Abstract: TH-PO0290
Neprilysin Knockout Attenuates Kidney Damage in a Rat Model of Renal Venous Congestion
Session Information
- Hypertension and CVD: Mechanisms
November 06, 2025 | Location: Exhibit Hall, Convention Center
Abstract Time: 10:00 AM - 12:00 PM
Category: Hypertension and CVD
- 1601 Hypertension and CVD: Basic
Authors
- Ishikawa, Risa, Tohoku Ika Yakka Daigaku, Sendai, Miyagi Prefecture, Japan
- Hirose, Takuo, Tohoku Ika Yakka Daigaku, Sendai, Miyagi Prefecture, Japan
- Sato, Shigemitsu, Tohoku Ika Yakka Daigaku, Sendai, Miyagi Prefecture, Japan
- Ito, Hiroki, Tohoku Ika Yakka Daigaku, Sendai, Miyagi Prefecture, Japan
- Takahashi, Chika, Tohoku Ika Yakka Daigaku, Sendai, Miyagi Prefecture, Japan
- Mori, Takefumi, Tohoku Ika Yakka Daigaku, Sendai, Miyagi Prefecture, Japan
Background
The kidneys and heart are closely connected known as the cardiorenal syndrome. Renal congestion caused by elevated central and renal venous pressures contributes to the progression of kidney injury. Neprilysin (MME) is an enzyme that degrades vasoactive peptides, including natriuretic peptides. Human atrial natriuretic peptide (hANP) is used therapeutically to treat acute heart failure. The role of MME in renal congestion remains unclear. In this study, we generated MME knockout (KO) rats using a genome editing technique and investigated the impact of MME deficiency in a rat model of renal congestion.
Methods
The MME gene was knocked out in Sprague-Dawley rats using the rGONAD (rat Genome-editing via Oviductal Nucleic Acids Delivery) method. Renal congestion was induced in the left kidney of male MME knockout(KO) and wild-type (WT) rats by ligating the inferior vena cava between the renal veins. Three days after surgery, blood pressure was measured by the tail-cuff method. Both the left congested and right control kidneys were harvested and weighted. Real-time polymerase chain reaction (RT-PCR) and immunohistochemistry were performed. Plasma ANP concentrations were measured using ELISA.
Results
MME immunostaining was observed in the proximal tubules of WT rats, while this was completely absent in MME KO rats. Blood pressure and plasma ANP levels were significantly lower in MME KO rats than in WT rats. The weight of the congested left kidney was increased in both MME KO and WT rats compared to the right control kidney. This increase was significantly attenuated in MME KO rats. RT-PCR and Western blotting revealed that increased expression of tubular injury markers (Kim1 and Opn), fibrosis markers (Acta2 and Fn1), and inflammation markers (CD68) in the left congested kidney compared to the right control kidney in both genotypes.
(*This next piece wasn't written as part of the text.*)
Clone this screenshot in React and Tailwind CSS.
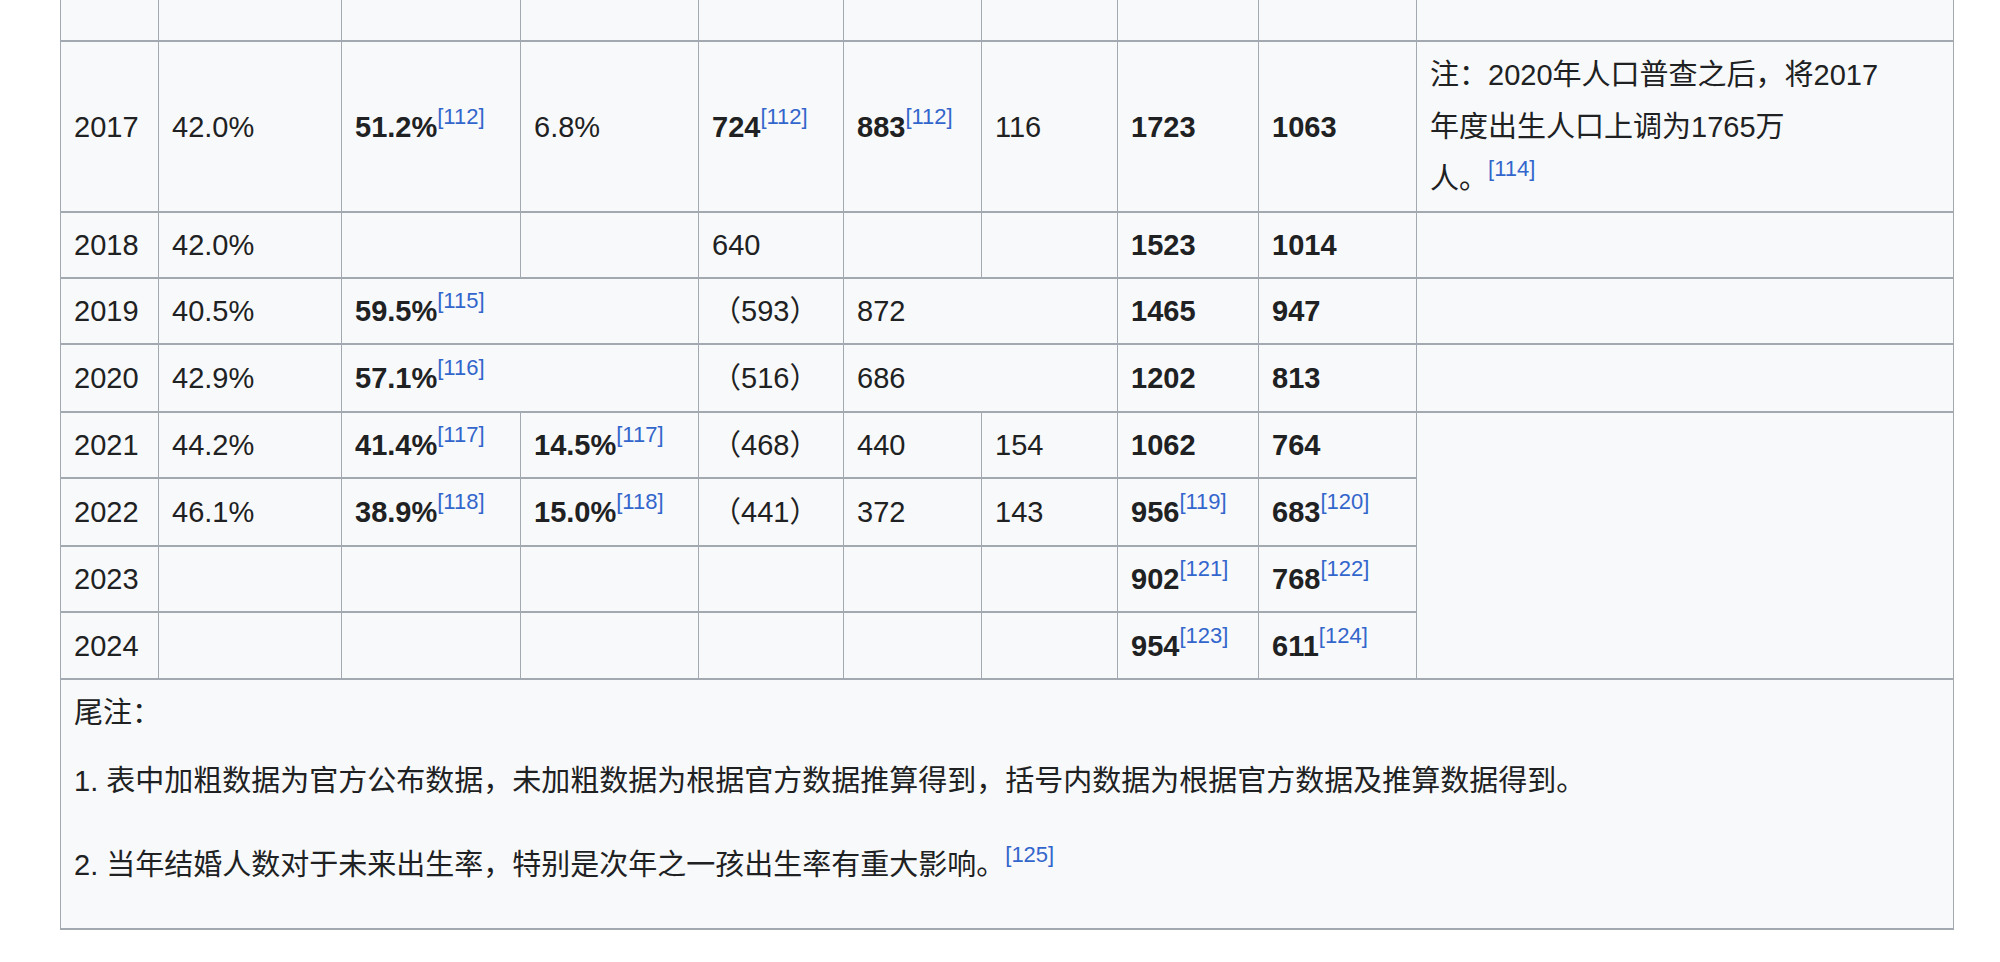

The upregulation of these markers was suppressed in MME KO rats. Furthermore, immunohistochemical analysis showed reduced staining of αSMA and Kim1 in the congested kidneys of MME KO rats compared to WT rats.
Conclusion
MME KO attenuated renal interstitial fibrosis and inflammation induced by renal venous congestion in rats, consistent with the known effects of natriuretic peptides. These findings suggest that MME inhibition may have a protective role against renal injury caused by venous congestion.